§ Web page code records:
↓

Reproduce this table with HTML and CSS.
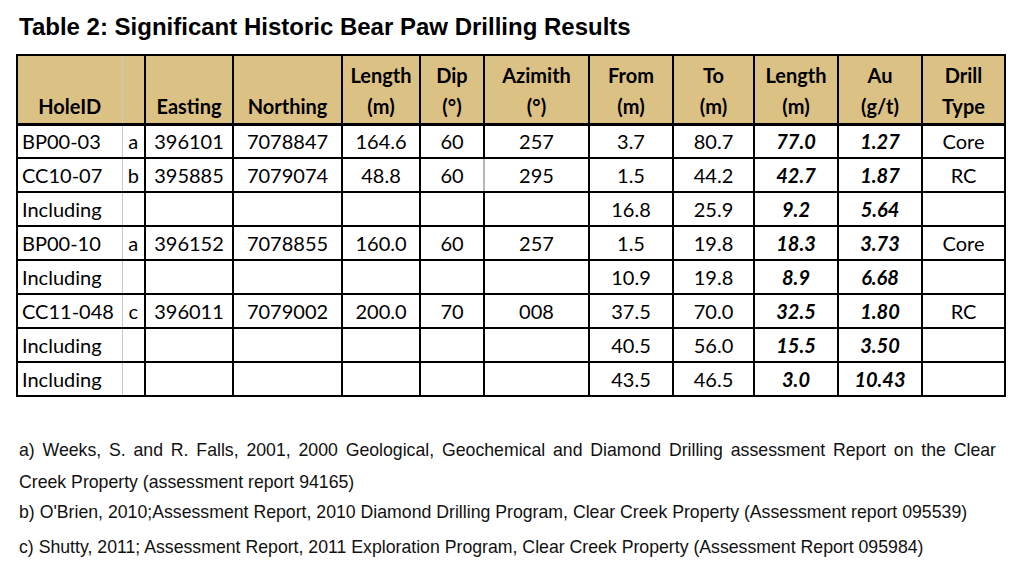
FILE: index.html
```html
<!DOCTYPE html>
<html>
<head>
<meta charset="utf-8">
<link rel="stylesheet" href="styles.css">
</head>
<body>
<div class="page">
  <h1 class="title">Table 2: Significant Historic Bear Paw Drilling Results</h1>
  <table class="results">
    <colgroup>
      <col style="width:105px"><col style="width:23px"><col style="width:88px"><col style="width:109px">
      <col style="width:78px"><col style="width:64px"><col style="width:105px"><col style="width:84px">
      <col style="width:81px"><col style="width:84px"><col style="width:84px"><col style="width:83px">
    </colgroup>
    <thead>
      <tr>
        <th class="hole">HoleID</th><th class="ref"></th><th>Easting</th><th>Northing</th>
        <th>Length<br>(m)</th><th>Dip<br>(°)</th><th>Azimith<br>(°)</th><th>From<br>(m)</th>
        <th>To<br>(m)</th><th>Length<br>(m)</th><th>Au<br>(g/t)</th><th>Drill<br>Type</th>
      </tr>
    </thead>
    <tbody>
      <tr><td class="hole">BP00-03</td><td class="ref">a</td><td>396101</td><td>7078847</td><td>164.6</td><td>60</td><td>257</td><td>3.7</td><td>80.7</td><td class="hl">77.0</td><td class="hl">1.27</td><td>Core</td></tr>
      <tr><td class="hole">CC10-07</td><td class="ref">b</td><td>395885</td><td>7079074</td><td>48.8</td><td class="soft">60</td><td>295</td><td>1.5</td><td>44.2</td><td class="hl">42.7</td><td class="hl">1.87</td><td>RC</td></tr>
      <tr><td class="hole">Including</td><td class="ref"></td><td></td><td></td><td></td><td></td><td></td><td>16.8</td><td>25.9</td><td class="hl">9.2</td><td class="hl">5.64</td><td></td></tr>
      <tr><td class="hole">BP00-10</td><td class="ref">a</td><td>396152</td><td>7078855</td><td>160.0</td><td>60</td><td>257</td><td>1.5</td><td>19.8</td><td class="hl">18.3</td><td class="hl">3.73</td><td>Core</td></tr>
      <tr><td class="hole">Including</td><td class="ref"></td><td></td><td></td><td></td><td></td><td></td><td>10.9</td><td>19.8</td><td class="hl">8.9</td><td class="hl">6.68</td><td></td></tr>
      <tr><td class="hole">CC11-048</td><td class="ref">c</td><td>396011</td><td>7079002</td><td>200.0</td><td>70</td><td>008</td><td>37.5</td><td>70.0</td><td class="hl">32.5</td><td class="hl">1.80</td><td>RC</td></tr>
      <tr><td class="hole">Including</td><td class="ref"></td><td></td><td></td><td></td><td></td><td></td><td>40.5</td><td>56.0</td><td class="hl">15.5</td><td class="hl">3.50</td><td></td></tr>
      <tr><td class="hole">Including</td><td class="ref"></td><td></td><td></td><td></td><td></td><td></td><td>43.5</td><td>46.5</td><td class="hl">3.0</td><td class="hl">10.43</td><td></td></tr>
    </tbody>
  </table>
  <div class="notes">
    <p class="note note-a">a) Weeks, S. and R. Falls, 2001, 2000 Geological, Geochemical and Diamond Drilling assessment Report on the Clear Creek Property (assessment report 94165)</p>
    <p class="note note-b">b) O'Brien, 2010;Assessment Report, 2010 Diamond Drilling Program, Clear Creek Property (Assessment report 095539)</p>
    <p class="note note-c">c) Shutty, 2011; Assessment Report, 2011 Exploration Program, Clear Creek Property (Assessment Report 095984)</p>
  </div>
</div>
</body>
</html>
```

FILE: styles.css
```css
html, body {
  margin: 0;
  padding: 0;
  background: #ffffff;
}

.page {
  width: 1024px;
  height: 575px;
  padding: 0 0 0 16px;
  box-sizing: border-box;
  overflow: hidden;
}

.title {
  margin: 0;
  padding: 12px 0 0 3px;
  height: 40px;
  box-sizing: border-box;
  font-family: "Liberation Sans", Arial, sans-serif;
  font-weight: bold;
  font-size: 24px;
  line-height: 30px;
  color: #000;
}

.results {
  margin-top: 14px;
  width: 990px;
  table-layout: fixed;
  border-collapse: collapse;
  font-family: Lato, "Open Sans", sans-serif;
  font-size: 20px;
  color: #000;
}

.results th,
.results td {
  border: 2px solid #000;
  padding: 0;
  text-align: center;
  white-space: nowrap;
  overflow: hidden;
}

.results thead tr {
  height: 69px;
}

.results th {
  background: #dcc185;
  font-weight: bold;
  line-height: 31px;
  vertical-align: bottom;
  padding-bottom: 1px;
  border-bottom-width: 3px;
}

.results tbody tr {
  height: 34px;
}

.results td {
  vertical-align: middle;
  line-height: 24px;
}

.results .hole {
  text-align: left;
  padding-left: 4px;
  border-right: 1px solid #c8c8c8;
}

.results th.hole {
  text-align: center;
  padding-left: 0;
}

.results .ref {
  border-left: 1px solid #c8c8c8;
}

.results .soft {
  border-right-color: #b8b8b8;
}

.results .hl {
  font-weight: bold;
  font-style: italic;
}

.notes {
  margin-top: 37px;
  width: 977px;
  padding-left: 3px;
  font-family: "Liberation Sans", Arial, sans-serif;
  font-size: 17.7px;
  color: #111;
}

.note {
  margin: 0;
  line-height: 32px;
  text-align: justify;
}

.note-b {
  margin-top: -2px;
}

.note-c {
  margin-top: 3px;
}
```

↑
↓

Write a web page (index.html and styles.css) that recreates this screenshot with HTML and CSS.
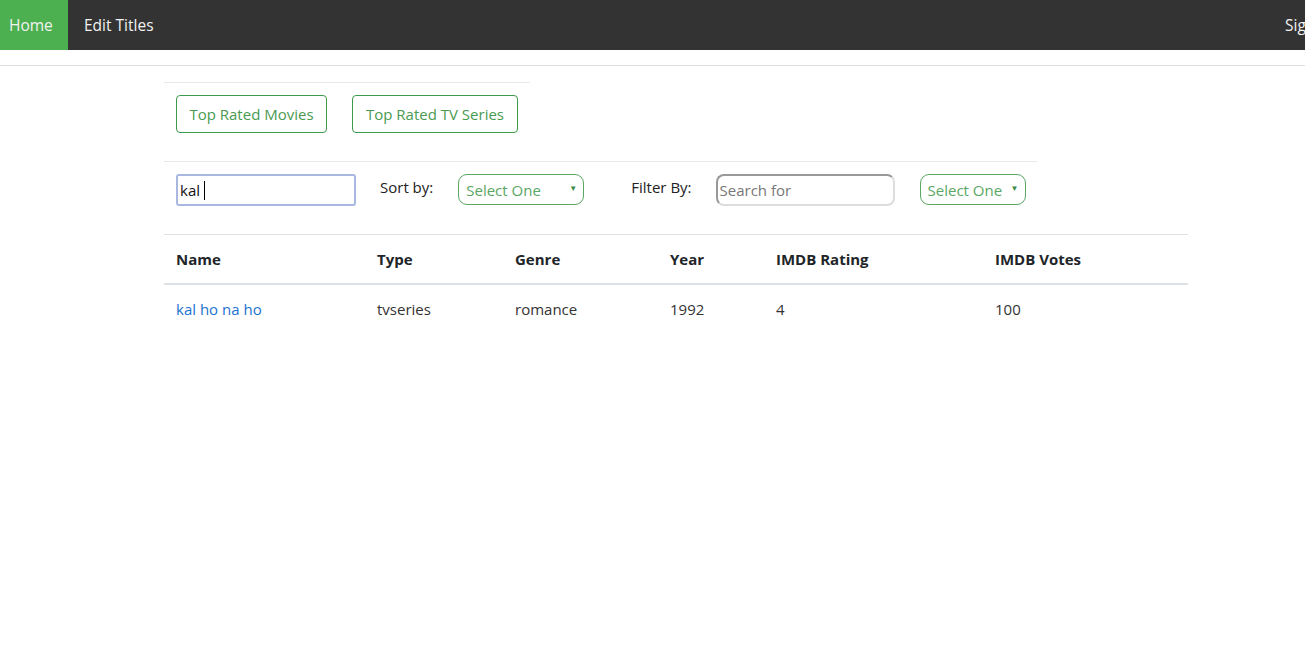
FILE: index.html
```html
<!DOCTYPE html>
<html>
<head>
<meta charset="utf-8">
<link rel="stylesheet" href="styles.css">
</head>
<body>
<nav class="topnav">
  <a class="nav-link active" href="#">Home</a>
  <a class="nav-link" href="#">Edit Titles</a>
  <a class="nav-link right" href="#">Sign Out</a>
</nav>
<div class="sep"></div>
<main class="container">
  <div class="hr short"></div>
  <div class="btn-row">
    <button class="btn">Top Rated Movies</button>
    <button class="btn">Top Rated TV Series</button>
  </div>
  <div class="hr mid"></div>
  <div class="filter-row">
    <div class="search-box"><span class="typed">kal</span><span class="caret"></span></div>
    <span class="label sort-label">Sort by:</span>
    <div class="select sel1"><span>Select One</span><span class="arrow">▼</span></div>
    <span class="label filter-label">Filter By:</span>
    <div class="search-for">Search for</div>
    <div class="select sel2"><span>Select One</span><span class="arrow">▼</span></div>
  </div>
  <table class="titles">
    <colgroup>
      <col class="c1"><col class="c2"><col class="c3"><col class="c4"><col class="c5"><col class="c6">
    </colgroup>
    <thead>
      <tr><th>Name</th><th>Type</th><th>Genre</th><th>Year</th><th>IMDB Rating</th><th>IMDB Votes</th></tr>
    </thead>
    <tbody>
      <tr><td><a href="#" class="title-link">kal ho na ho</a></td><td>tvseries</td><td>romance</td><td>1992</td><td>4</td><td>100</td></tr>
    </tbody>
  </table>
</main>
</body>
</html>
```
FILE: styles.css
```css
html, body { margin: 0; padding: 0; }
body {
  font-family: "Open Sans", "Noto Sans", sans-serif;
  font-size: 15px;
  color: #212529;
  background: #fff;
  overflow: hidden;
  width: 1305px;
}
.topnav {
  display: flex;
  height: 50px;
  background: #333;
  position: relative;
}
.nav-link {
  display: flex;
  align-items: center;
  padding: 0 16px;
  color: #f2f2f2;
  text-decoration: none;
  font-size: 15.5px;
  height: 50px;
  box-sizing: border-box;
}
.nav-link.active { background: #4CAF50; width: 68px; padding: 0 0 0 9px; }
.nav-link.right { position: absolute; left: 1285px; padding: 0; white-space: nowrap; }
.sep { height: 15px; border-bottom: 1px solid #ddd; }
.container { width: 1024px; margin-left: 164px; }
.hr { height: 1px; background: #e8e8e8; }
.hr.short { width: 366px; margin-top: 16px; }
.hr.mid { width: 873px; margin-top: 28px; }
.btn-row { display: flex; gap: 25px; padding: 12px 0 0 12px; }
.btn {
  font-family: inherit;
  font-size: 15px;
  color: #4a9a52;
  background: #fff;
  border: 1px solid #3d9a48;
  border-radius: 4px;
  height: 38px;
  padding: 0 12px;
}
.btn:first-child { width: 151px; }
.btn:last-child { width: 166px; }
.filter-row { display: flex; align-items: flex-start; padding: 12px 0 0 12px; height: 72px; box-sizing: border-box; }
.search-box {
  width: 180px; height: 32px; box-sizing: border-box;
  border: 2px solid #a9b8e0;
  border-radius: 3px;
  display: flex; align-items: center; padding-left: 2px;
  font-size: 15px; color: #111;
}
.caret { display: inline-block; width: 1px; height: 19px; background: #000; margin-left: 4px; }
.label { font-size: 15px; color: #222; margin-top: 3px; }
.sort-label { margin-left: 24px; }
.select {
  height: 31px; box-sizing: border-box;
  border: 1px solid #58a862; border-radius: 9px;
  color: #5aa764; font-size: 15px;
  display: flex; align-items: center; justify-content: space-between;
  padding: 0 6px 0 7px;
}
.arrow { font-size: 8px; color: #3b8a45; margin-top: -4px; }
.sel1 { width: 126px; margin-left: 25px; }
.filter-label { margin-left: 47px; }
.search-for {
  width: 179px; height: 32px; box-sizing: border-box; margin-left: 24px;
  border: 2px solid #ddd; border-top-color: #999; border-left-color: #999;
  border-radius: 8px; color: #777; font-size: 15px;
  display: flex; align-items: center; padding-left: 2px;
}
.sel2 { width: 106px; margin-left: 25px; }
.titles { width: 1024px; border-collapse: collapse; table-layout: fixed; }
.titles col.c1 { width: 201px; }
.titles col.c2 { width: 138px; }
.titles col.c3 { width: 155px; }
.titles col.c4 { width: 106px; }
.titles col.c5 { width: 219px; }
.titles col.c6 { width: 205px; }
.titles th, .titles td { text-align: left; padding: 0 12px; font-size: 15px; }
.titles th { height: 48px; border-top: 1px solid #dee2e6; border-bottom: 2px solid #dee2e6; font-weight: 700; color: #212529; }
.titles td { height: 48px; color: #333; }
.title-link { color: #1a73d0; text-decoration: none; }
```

↑

§ WHAT IS ASKED:
Look through the material above and work out how many of its lines contain "with". State the number only.

§ FULL ANSWER:
2